Friday, December 11, 2020

The Downswing

After the Civil War, Reconstruction brought economic and political progress for former slaves, only to have both crushed by Southern white backlash. That same one step forward, two steps back happened again after decades of racial progress in the first half of the 20th century came to a halt following (ironically) the Civil Rights movement of the 1960s. The culprit, according to Robert Putnam and Shaylyn Romney Garrett in their book The Upswing, was again white backlash and a societal shift from communitarian values to selfishness. 

When we pull together, we all prosper; when we don’t, the disadvantaged get left behind. The course we take depends on the threats we perceive. When they are external, as they were in WW I and WW II, we put aside our differences to defeat the common enemy. If we see them as internal, however, from those among us who are not like us, for instance, our instinct is to weed them out. One might call the last four years under Gold Logo Man an attempt at a “Great Weeding Out.”


The thing about weeds, is they are persistent. Long term, it's hard to see how privileged gardeners can do much more than carve out small botanical sanctuaries for themselves.


What they are fighting is not weeds, but the diversity of our species, the very thing that enables us to survive plagues and pandemics, both viral and economic, that would wipe out a more homogeneous group.

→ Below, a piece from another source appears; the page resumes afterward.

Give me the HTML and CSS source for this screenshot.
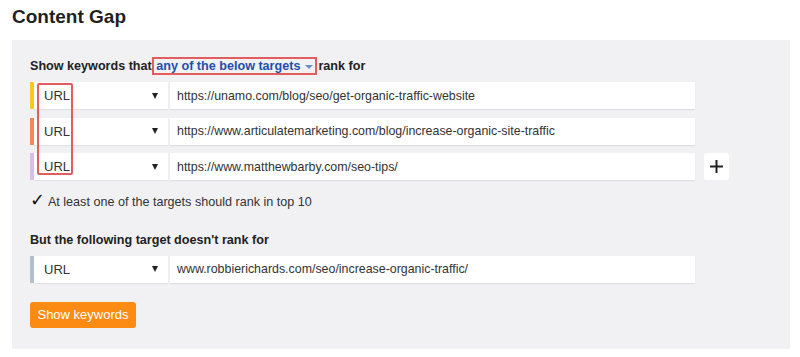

Climate change is an existential threat, but it is not the only one. If we don’t nurture the diverse members of our society who give us the strength of heterogeneity, then even before the swollen seas of climate change swallow Miami, a great upheaval of the kind that inevitably follows the egocentric reigns of monarchies and despots will wash over us, leaving in its wake economic and political wreckage scattered over the landscape like the debris of ruined huts and foundered boats on a tropical beach after a tsunami.

1 comment:

  1. Thank you for this insightful piece, Mac! I think you're right about the "Great Weeding Out" effort on the part of the GOP and dt in the last four years. I'm reminded that "the only difference between a weed and a flower is judgment." As you suggest, our understanding of the burgeoning, flowering population in this country -- so diverse, so filled with various ethnicities and identities -- is what makes our country healthy and able to grow.